The Journal
Foundations · 9 min read

Healthspan, Not Just Lifespan: The New Science of Aging Well in Dogs

Adding years to your dog's life is the easy part. Adding life to those years is what the next decade of canine medicine is really about.

May 2026
Amber dropper bottle in warm light

For most of the twentieth century, veterinary medicine measured success in a single dimension: how long a dog lived. The shift now underway is subtler and more interesting. Researchers and thoughtful owners have started asking a different question — not how many years, but how many good years.

That distinction has a name. Healthspan is the period of life spent in good health, free from the chronic, compounding decline that defines old age. For dogs, whose accelerated lifespans compress decades of aging into a handful of years, the difference between lifespan and healthspan is often the difference between two and four genuinely vibrant senior years.

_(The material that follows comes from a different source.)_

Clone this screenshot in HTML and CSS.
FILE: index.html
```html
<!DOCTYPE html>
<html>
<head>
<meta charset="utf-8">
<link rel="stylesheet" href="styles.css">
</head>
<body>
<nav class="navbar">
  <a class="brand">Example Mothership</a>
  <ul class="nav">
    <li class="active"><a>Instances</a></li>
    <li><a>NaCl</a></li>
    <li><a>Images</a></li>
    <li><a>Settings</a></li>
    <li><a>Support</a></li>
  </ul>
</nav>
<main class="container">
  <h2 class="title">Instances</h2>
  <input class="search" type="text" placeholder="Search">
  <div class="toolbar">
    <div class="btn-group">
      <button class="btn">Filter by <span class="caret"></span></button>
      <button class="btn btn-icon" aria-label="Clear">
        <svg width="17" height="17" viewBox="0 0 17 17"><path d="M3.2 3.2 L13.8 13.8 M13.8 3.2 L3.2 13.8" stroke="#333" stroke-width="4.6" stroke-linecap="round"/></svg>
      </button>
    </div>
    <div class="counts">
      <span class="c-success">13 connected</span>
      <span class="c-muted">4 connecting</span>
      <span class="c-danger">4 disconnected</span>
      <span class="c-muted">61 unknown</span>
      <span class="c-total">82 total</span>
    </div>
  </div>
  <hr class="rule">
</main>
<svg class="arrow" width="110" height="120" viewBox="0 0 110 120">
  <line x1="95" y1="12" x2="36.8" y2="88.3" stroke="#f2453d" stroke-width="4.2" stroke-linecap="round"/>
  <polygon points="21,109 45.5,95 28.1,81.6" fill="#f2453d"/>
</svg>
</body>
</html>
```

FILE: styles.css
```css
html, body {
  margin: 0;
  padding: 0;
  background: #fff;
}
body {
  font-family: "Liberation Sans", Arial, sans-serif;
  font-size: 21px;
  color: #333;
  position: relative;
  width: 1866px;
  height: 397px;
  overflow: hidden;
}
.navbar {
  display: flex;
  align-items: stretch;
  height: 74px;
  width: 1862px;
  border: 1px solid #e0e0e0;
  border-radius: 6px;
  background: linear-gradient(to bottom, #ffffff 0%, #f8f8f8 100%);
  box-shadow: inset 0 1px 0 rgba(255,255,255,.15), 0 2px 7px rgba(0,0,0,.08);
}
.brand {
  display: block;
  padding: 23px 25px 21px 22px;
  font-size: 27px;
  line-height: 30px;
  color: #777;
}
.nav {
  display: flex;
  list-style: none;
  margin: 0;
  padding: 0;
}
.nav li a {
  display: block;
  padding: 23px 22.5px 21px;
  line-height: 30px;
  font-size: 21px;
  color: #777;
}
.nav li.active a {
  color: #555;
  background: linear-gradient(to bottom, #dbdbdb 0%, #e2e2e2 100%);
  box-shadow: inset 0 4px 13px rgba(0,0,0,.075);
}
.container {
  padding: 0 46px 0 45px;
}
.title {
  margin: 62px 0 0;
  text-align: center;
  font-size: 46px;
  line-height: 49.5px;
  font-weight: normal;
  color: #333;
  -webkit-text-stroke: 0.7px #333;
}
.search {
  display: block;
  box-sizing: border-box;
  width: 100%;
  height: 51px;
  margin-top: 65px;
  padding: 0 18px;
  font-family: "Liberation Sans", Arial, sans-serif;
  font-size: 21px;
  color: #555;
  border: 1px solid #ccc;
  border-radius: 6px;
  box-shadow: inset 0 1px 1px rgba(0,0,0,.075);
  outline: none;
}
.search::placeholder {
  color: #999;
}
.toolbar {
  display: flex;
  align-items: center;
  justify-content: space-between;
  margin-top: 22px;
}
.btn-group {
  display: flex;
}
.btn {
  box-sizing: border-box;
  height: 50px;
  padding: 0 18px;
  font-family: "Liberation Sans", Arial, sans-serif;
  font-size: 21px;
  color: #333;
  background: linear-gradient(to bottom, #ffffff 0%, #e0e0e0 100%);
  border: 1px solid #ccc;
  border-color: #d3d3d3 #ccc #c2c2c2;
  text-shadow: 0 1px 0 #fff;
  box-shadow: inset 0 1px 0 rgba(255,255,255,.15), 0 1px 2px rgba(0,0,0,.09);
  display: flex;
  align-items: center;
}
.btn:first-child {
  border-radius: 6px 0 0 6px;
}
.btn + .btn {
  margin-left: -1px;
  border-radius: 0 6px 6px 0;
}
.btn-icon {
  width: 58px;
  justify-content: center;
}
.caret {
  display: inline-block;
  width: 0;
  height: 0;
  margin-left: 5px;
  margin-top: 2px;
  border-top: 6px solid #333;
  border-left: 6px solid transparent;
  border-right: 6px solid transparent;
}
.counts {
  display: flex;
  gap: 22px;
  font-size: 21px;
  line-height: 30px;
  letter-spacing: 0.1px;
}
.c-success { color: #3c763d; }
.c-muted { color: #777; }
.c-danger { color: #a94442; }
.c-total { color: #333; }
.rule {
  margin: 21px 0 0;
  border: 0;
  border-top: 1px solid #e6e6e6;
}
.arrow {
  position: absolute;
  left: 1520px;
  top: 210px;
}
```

Why dogs are the ideal aging model

The Dog Aging Project, a long-term observational study of more than 50,000 companion dogs, has produced the clearest picture yet of how aging unfolds outside a laboratory. Dogs share our homes, our food, our air, and increasingly our metabolic problems. Unlike laboratory mice, they age in the real world. Unlike humans, they age fast enough that interventions can be measured.

We are not trying to make dogs immortal. We are trying to make the last third of their life look like the middle third.

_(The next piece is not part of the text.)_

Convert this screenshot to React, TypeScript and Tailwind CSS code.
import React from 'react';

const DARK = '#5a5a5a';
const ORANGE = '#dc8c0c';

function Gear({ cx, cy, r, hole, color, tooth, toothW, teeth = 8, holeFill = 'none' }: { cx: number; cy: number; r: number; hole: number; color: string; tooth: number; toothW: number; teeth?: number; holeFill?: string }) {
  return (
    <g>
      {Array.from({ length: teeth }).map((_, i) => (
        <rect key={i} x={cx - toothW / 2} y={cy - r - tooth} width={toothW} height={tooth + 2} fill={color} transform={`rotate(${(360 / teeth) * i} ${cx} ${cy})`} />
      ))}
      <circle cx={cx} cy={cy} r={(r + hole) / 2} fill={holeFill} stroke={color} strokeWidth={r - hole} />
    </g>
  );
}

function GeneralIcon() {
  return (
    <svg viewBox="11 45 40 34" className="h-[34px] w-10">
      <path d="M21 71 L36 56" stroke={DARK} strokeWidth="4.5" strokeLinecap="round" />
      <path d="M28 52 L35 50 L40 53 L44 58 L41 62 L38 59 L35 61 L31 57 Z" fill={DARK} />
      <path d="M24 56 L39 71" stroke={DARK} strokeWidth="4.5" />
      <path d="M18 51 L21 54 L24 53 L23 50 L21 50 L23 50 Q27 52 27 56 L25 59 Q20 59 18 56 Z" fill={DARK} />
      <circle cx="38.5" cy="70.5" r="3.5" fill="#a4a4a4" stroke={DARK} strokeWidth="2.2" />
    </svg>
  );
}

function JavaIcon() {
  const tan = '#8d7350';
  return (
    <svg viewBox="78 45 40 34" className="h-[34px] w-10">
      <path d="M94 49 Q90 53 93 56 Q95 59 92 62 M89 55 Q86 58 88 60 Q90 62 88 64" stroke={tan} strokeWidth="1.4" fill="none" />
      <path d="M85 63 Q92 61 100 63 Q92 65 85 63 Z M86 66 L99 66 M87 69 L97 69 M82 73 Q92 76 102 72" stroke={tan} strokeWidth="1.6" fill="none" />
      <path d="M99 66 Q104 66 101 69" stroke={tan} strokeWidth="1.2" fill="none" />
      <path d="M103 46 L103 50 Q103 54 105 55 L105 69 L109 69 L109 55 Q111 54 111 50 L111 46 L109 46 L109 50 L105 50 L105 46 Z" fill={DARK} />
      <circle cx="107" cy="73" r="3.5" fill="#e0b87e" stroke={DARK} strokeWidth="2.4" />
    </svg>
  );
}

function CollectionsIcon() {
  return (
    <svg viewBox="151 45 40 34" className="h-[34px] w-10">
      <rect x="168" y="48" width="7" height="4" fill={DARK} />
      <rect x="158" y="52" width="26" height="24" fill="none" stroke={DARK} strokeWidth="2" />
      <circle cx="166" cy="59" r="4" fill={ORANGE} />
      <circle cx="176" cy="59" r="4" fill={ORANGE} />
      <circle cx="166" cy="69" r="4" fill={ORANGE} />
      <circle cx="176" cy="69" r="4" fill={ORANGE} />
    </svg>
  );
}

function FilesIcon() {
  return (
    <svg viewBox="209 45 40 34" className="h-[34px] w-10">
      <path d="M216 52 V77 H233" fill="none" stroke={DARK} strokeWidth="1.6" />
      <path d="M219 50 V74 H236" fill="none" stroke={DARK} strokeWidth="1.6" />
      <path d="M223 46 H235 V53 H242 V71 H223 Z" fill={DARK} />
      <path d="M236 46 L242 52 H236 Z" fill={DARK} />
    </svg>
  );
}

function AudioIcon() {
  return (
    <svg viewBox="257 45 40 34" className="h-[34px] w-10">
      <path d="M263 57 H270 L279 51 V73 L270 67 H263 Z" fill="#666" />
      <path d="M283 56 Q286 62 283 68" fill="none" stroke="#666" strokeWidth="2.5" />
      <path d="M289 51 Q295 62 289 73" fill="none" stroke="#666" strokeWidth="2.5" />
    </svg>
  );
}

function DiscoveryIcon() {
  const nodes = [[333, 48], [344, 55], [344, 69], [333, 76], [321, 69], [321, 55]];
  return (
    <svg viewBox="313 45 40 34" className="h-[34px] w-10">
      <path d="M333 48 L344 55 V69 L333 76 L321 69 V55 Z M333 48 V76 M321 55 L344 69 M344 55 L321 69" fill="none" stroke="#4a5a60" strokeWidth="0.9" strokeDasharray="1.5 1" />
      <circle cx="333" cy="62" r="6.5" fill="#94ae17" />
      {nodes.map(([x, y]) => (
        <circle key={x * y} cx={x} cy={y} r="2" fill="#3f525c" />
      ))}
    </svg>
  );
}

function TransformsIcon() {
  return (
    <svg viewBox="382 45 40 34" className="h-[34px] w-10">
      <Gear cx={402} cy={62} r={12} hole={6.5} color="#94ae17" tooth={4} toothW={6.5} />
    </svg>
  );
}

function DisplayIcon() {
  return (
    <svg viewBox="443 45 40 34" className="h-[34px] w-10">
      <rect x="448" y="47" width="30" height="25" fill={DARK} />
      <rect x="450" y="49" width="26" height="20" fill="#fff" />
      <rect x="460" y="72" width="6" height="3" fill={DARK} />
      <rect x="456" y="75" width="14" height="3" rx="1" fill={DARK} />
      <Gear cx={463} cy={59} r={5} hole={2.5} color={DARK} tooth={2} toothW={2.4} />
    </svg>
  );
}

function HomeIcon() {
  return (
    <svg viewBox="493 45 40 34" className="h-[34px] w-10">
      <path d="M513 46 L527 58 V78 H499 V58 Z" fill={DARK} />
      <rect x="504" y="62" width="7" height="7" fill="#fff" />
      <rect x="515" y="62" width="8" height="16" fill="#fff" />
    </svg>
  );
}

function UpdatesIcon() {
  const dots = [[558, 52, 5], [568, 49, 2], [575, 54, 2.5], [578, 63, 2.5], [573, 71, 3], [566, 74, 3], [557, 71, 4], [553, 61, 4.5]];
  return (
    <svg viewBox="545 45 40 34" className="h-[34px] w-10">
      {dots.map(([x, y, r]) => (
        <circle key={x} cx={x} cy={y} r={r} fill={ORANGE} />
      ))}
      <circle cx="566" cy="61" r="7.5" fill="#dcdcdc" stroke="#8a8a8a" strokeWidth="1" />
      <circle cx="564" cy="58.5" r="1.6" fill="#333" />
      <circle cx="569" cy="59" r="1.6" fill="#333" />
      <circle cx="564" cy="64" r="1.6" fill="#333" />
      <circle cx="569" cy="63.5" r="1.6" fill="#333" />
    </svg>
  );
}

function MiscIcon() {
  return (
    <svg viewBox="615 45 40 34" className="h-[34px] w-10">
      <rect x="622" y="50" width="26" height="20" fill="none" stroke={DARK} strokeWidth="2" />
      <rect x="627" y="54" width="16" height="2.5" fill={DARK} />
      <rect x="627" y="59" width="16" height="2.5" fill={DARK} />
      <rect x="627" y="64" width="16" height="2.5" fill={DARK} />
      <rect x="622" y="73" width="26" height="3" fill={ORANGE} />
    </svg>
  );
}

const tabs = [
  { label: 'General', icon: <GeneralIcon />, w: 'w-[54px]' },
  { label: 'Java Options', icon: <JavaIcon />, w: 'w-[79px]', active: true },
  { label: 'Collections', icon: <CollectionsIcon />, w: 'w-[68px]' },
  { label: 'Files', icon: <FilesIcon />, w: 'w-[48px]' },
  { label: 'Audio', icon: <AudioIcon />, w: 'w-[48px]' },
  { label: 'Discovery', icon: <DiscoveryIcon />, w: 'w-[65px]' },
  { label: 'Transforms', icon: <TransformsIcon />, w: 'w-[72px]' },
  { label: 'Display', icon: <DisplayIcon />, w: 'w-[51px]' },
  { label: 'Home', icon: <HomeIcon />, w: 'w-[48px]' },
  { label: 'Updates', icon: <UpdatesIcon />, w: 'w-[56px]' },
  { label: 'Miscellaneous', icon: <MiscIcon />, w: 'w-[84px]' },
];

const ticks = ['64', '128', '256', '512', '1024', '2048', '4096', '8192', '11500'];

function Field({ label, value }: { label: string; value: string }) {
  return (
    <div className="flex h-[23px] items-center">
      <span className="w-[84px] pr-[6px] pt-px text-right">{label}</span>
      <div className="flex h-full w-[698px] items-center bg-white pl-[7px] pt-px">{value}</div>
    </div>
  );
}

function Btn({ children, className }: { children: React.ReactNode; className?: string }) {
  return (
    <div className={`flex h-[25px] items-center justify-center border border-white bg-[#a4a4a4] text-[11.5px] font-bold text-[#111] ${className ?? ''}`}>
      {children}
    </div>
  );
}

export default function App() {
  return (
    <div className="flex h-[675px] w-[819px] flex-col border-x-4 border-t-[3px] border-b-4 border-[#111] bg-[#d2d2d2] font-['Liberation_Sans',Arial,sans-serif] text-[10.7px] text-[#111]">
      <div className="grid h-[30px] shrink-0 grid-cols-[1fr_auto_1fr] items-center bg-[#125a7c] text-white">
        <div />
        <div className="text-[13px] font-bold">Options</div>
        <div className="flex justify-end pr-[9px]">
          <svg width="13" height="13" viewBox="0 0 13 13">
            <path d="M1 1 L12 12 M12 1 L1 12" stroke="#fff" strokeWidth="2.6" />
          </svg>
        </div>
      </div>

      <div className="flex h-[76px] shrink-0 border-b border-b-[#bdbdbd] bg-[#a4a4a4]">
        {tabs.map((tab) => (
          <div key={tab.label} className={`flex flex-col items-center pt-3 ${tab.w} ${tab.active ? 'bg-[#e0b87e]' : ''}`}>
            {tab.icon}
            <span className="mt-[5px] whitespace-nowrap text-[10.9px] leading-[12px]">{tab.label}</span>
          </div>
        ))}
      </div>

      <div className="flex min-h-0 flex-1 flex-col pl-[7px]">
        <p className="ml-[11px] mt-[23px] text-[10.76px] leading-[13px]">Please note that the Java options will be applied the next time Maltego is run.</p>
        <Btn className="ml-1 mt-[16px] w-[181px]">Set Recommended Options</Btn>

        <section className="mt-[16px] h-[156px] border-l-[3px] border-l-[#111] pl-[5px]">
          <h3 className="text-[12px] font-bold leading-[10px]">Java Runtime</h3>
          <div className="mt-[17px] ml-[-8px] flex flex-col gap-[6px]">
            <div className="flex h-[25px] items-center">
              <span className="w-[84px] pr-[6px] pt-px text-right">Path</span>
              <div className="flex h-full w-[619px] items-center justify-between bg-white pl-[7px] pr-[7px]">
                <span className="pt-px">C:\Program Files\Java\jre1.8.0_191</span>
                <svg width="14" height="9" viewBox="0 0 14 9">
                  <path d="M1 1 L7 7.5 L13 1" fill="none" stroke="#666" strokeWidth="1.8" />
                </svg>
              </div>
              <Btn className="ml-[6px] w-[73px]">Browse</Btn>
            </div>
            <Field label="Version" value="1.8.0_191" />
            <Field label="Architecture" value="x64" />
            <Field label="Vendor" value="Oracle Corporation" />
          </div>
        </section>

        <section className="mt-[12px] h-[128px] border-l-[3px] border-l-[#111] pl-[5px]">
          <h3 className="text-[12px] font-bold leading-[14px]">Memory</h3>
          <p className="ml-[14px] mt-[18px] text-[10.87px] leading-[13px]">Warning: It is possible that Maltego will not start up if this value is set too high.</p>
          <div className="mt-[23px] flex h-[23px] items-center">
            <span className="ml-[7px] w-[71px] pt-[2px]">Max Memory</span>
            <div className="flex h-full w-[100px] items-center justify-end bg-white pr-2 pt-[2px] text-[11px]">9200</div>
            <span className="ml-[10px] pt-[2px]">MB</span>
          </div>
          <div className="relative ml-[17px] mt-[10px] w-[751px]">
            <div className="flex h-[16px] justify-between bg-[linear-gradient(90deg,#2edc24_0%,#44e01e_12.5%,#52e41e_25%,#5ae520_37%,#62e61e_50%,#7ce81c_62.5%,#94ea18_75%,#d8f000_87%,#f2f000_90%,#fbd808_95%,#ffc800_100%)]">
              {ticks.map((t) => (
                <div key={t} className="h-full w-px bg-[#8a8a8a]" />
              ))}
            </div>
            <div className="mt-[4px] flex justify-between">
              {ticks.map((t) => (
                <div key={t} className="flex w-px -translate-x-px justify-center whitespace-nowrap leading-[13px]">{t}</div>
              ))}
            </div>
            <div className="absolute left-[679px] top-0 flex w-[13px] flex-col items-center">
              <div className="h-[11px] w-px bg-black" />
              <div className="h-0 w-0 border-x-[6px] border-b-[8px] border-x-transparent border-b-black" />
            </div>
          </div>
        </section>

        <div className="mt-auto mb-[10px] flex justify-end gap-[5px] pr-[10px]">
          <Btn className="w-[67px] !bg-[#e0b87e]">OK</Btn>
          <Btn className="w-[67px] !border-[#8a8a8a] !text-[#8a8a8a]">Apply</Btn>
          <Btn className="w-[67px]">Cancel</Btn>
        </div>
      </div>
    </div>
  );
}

The four levers we can actually pull

Across the published literature, four interventions reappear with unusual consistency. None of them are exotic. All of them are within reach of an attentive owner.

  • Caloric moderation — keeping a dog at the lean end of healthy weight extends median lifespan by roughly 15 percent in controlled studies.
  • Daily aerobic movement — sustained low-intensity exercise preserves mitochondrial density in skeletal muscle and the brain.
  • Targeted supplementation — a small number of compounds, including omega-3s and NAD+ precursors, have human-grade evidence behind them.
  • Cognitive engagement — novel scent work and problem solving slow the gray-matter changes associated with canine cognitive dysfunction.

Where this journal goes from here

Each article we publish takes one of those levers and pulls on it carefully. We translate the studies, name the limits, and tell you what we have personally changed in our own dogs' lives as a result. Healthspan is built in small, repeated decisions. The work of this journal is to make those decisions easier.